### Directive
Copy every line of the data that contains the string "this".

### Data section
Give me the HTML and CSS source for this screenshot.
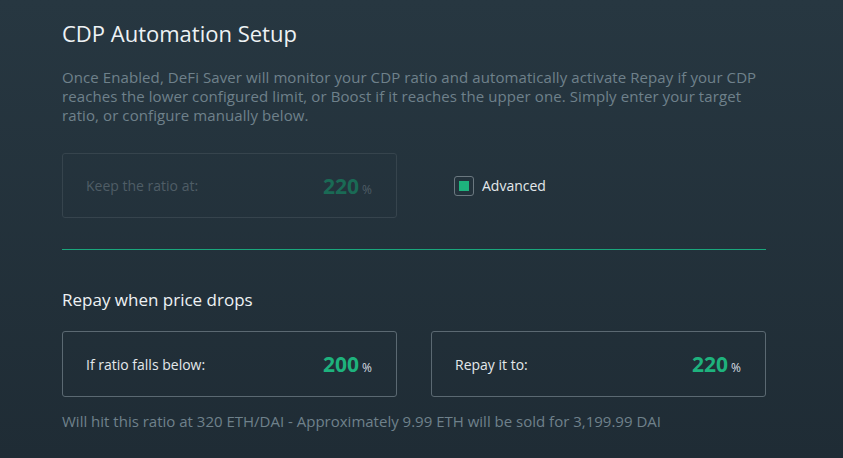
FILE: index.html
```html
<!DOCTYPE html>
<html>
<head>
<meta charset="utf-8">
<link rel="stylesheet" href="styles.css">
</head>
<body>
<main class="setup">
  <h1 class="title">CDP Automation Setup</h1>
  <p class="intro">Once Enabled, DeFi Saver will monitor your CDP ratio and automatically activate Repay if your CDP reaches the lower configured limit, or Boost if it reaches the upper one. Simply enter your target ratio, or configure manually below.</p>

  <div class="row top-row">
    <div class="field field-disabled">
      <span class="label">Keep the ratio at:</span>
      <span class="value"><b>220</b><i>%</i></span>
    </div>
    <label class="check">
      <span class="box"><span class="tick"></span></span>
      <span class="check-label">Advanced</span>
    </label>
  </div>

  <hr class="divider">

  <h2 class="subtitle">Repay when price drops</h2>
  <div class="row pair">
    <div class="field">
      <span class="label">If ratio falls below:</span>
      <span class="value"><b>200</b><i>%</i></span>
    </div>
    <div class="field">
      <span class="label">Repay it to:</span>
      <span class="value"><b>220</b><i>%</i></span>
    </div>
  </div>
  <p class="note">Will hit this ratio at 320 ETH/DAI - Approximately 9.99 ETH will be sold for 3,199.99 DAI</p>
</main>
</body>
</html>
```
FILE: styles.css
```css
html, body {
  margin: 0;
  height: 100%;
}
body {
  background: linear-gradient(180deg, #273741 0%, #1f2c35 100%);
  font-family: "Open Sans", "Liberation Sans", sans-serif;
  color: #e4e9ec;
  overflow: hidden;
}
.setup {
  width: 704px;
  padding: 18px 0 0 62px;
}
.title {
  margin: 0;
  font-size: 22px;
  font-weight: 400;
  line-height: 30px;
  color: #eef2f4;
}
.intro {
  margin: 20px 0 0;
  font-size: 15px;
  line-height: 19px;
  letter-spacing: 0.09px;
  color: #6f818b;
}
.row {
  display: flex;
  align-items: center;
}
.top-row {
  margin-top: 28px;
}
.field {
  box-sizing: border-box;
  width: 335px;
  height: 66px;
  border: 1px solid #5b6972;
  border-radius: 3px;
  display: flex;
  align-items: center;
  justify-content: space-between;
  padding: 0 24px 0 23px;
}
.field-disabled {
  height: 65px;
  border-color: #36444d;
}
.label {
  font-size: 14px;
  color: #e3e8eb;
}
.value b {
  font-size: 21px;
  font-weight: 700;
  color: #1eb27d;
}
.value i {
  font-style: normal;
  font-size: 12px;
  color: #d8dee2;
  margin-left: 3px;
}
.field-disabled .label { color: #4f5d66; }
.field-disabled .value b { color: #1a6a55; }
.field-disabled .value i { color: #4f5d66; }
.check {
  display: flex;
  align-items: center;
  margin-left: 57px;
}
.box {
  box-sizing: border-box;
  width: 20px;
  height: 20px;
  border: 1px solid #6b7880;
  border-radius: 3px;
  display: flex;
  align-items: center;
  justify-content: center;
}
.tick {
  width: 10px;
  height: 10px;
  background: #1eb27d;
}
.check-label {
  margin-left: 8px;
  font-size: 14px;
  color: #e3e8eb;
}
.divider {
  margin: 31px 0 0;
  border: 0;
  height: 1px;
  background: #1aa67c;
}
.subtitle {
  margin: 38px 0 0;
  font-size: 17px;
  font-weight: 400;
  line-height: 24px;
  color: #eef2f4;
}
.pair {
  margin-top: 19px;
  justify-content: space-between;
}
.note {
  margin: 14px 0 0;
  font-size: 15px;
  line-height: 20px;
  color: #6f818b;
}
```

### Answer in full
Give me the HTML and CSS source for this screenshot.
  <p class="note">Will hit this ratio at 320 ETH/DAI - Approximately 9.99 ETH will be sold for 3,199.99 DAI</p>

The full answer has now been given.